Brooms for Beer: City Enlists Alcoholic Street Cleaners

The city will pay the alcoholics in cash, tobacco and beer.

ByABC News
November 23, 2013, 4:51 AM

Nov. 23, 2013— -- Amsterdam has begun employing alcoholics to clean the city's streets, paying them in cash, tobacco and beer. City authorities say it's solving the problems related to public drunkenness. Critics question whether the program unethically enables addiction.

The idea came about some time ago in a somewhat messy way in Amsterdam's Oosterpark. The green space near the city center, with its duck pond and expansive lawns, was a pleasant retreat for families. If not for the drinking, that is. "There were complaints from residents for years," says Caspar Itz, spokesman for the Oost district government. A group of as many as 40 alcoholics were making the park unsafe, he says, with fist fights, public urination and plenty of shouting.

City authorities tried everything to fix the problem, Itz says, including fines and an absolute ban on alcohol in the park. It was all in vain, until someone came up with the street cleaning project.

It's the brand of social work that could only happen in Amsterdam, one of Europe's most liberal big cities, where relaxed pragmatism dominates drug policy and the occasional waft of cannabis smoke blows across nearly every street corner.

The deal works as follows: Alcoholics are provided with a broom to go about keeping the streets and parks clean. In return they receive €10 ($13.50) per day, as well as a half a pack of rolling tobacco and up to five cans of beer -- two in the morning, two in the afternoon and one more after they finish the day's work.

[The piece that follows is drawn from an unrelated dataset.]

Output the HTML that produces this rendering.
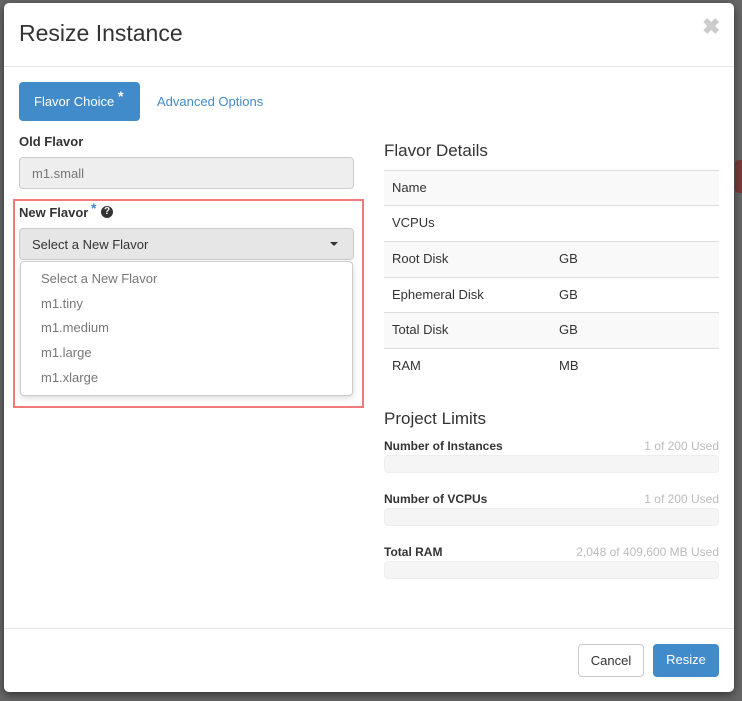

'We Need Alcohol to Function'

The project was developed with addiction experts about a year ago, Itz says, and it has been a resounding success. "These people get something to do, a structured daily routine," he says. "And they're gone from the park." Nineteen alcoholics are currently participating in the project, he says, hastily adding that the free beer is not meant as payment for their work, but rather as part of a medical treatment.

"It works like giving heroin to addicts," he says. "An addiction expert is always there and controls how much each individual is getting." Even the five cans of beer per day amount to less than what the alcoholics would be drinking if left to their own devices, he adds, which is one of the reasons why they don't just give out money. "We wouldn't have any control. With us, there's a fridge, and the fridge has a lock. And we decide when that lock is opened."

The project was the subject of a recent report by the news agency AFP, which said the atmosphere of mutual trust means if the supervisor is away, the alcoholics themselves write down how much they've had to drink.

"I think I can speak for the group and say that if they didn't give us beers then we wouldn't come," 45-year-old participant Frank told the agency. "We need alcohol to function, that's the disadvantage of chronic alcoholism."

German Experts Skeptical

The workday begins at 9 a.m. in a tool shed that functions as the project headquarters. Each person gets a coffee, a cigarette and two cans of Grolsch, a Dutch domestic brew. Then they don their neon orange safety vests, grab a garbage bag and litter picker and hit the streets of Amsterdam.